I am working on an interface for a simulator that is meant to be friendly to people who prefer the command line to a GUI. To give the simulator the levels, the user types the information into a file, which is then parsed and generates design points, which are then sent to a main server.
I would like to be able to implement some sort of "range" feature so that the user will not need to type out all of the individual levels. More power is needed than a simple additive sequence. Since the parser and related code is already in Python, this seems like a perfect use case for list comprehensions. However, the list comprehension is user input and not guaranteed to be valid.

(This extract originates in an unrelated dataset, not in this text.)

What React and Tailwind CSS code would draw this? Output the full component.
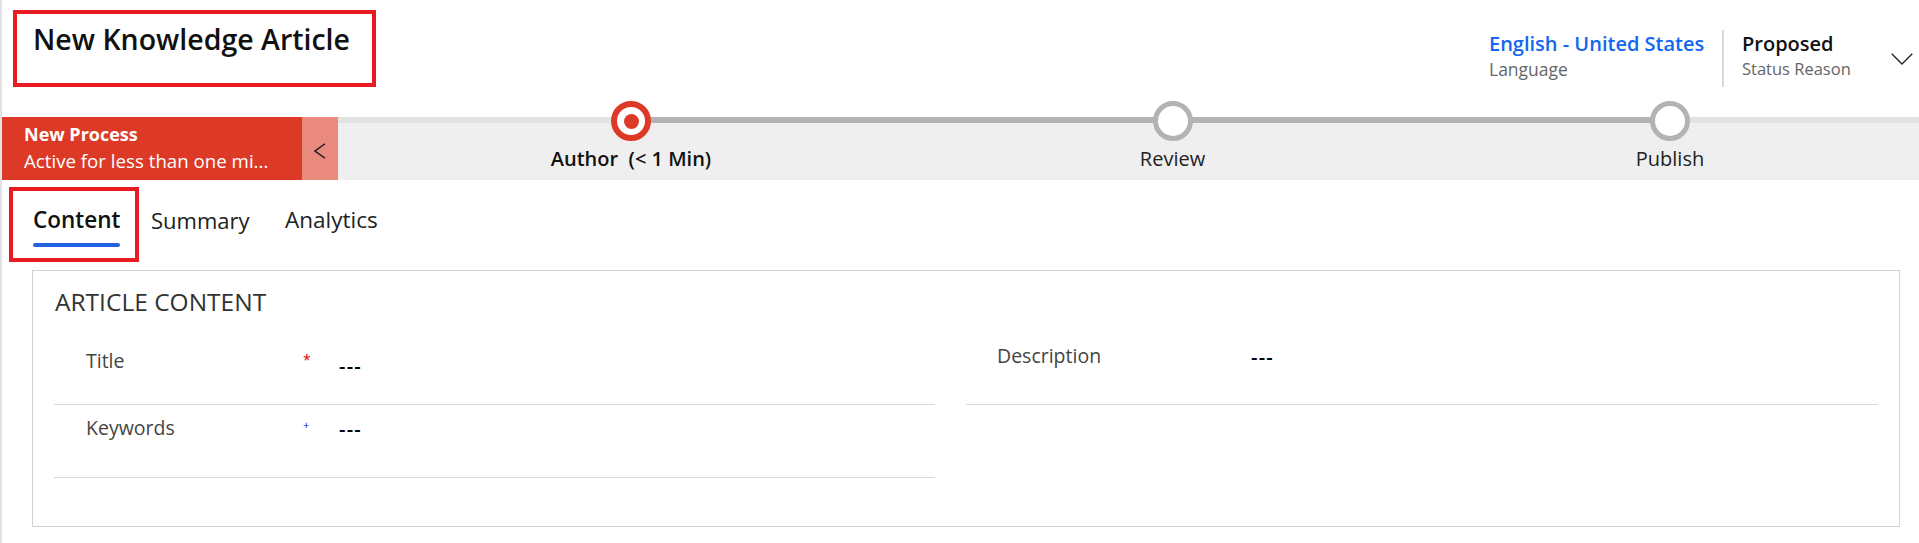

Using eval
seems too dangerous, and literal_eval
does not support list comprehensions.
My current goal is for something like this to be valid and safe:
{"Factor 1": [1,2,3,7,8],
"Factor 2": "[2**x for x in range(5,20) if (x % 3) == 0]"}
The base format for files that the user types is JSON. I am looking to extend the language to have additional features (like range
) to fill various user needs. "Data set 1" can be parsed in the existing system. The list comprehension will be evaluated on the user's machine, so simple attacks like 'x'*9**999999**99999
are self-destructive.
It seems relatively easy to sanitize the range
function using a regex, but I'm not sure how to make sure that the other parts are safe. Are regexes sufficient for this task, or is there another approach I should be following?